Awful Announcing, on Disney’s stock tumbling 5% after earnings:

Disney’s cable networks division (which includes the ESPN networks) saw its second-quarter revenues fall 1.86 percent to $3.96 billion, a drop of over $73 million. That’s still above Disney’s other divisions (parks, studio, consumer and interactive), but that illustrates just how important the cable networks are to the whole company and how a downturn there has the potential for a wider impact.

The cable networks’ downturn is far from the whole miss on the targets (another part is the decision to pull the plug on Disney Infinity and get out of publishing videogames, which will involve 300 layoffs and a $147 million charge for the quarter), but it’s a significant part. Those network problems aren’t all about ESPN (another big one is that the transition from H2 to VICELAND has been expensive), but the Worldwide Leader is a substantial part of them, especially as ESPN ad revenue declined by 13 per cent in the quarter. There is some good news on the networks front, as operating income for the division rose 12.34 per cent thanks to lower costs and higher distributor fees, but that doesn’t seem to be enough to stave off those concerned about where ESPN’s going.

I was literally just watching Jim Cramer talk about this on CNBC, and it’s clear there’s a huge gap in perception of mainstream media between Baby Boomers and Millennials (not surprisingly). Cramer, as I’m guessing many 50+ people do, sees ESPN as invaluable to sports fans. That’s partly true – for everyone – given the fact that ESPN-ABC owns the broadcast rights to so many major events. But Cramer cited SportsCenter, draft coverage and fantasy football as reasons why he needs ESPN. But there’s a whole generation of folks for whom that’s simply not the case. Many of you defer to blogs – like this one, SB Nation, Deadspin, Barstool, Awful Announcing, The Big Lead – over traditional mainstream coverage for your everyday sports fix. Live event coverage is often more entertaining and informative on Twitter or Snapchat than it is on ESPN or any TV network (this is true for politics and breaking news as well). And other than for last-minute updates or background noise, few serious fantasy sports players, especially daily fantasy players, use ESPN or other mainstream outlets as their go-to resource. I pay for a Fantasy Labs subscription, which is exponentially more valuable for daily fantasy than anything ESPN could ever produce. And there are, of course, a whole host of other (FREE) resources for that sort of thing. So the notion that ESPN and its non-live sports productions are essential is simply not true for most people. Hence, the Disney stock drop, or at least part of the reason or it.

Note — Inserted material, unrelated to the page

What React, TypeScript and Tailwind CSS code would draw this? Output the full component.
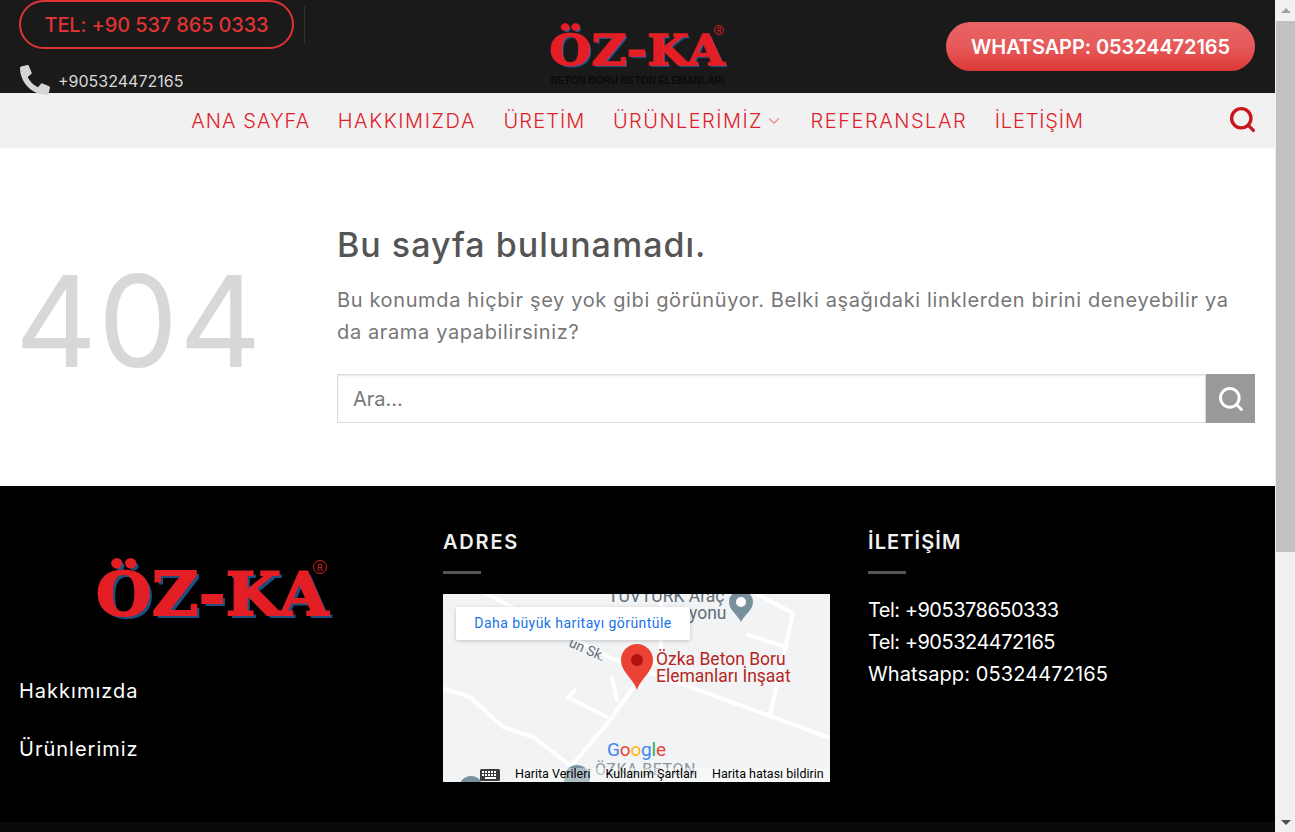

On the other hand – and as we’ve discussed on podcasts before – cord-cutting is widely feared by the big guys, but there’s still a lack of a reasonable alternative for most people. Disney, like Comcast, is behind much of the content you consume, and just because they’re losing subscriber fees in the short-term does not necessarily mean they’re doomed in the long-term. Just from a sports perspective, ESPN still has the rights to Monday Night Football, the NBA Finals and much more, and NBC still owns the rights to Sunday Night Football, the Olympics, the Stanley Cup Finals, and much more. No one has quite figured out how to efficiently monetize those holdings with cord-cutters, but eventually someone will.

Everyone views cord-cutting as a way to save money, but that’s simply not the case if you want to keep anywhere near the amount of content you currently have. Here’s what a typical sports fan cord-cutter might subscribe to (rounding off prices):

  • Broadband (~$50)
  • Netflix (~$10)
  • Hulu (~$10)
  • HBO Now (~$15)
  • MLB.tv (~$10– $130 yr)
  • NBA League Pass (~$10– $120 yr)

That’s about $100 per month, and it doesn’t include the problem of local sports fans having to workaround cumbersome blackout rules. You typically need a VPN (another $10 per month). Suddenly, you’re spending as much or more as you were a traditional cable bill and still getting less content. The problem is compounded by the fact that you have 6-8 different subscriptions, being billed at different times of the month, all with different login requirements and passwords across a host of devices. There is a need for – get this – someone to bundle together all of those services into one bill, allowing you to get economies of scale. And what does that look like? The cable bundle that you hate.

Someone, soon, whether it’s Apple, Amazon or Comcast, will figure out a way to roll all this stuff into one or two streaming subscriptions, and all this fear about networks, like ESPN, losing subscriber fees will go away, because they will be able to just bundle their stuff in as part of a larger package that includes HBO, Netflix, news channels and regional sports.

There’s certainly a correction coming for networks like ESPN, and the larger media companies, but it’s far from disastrous. Someone just has to figure out how to create the perfect streaming bundle.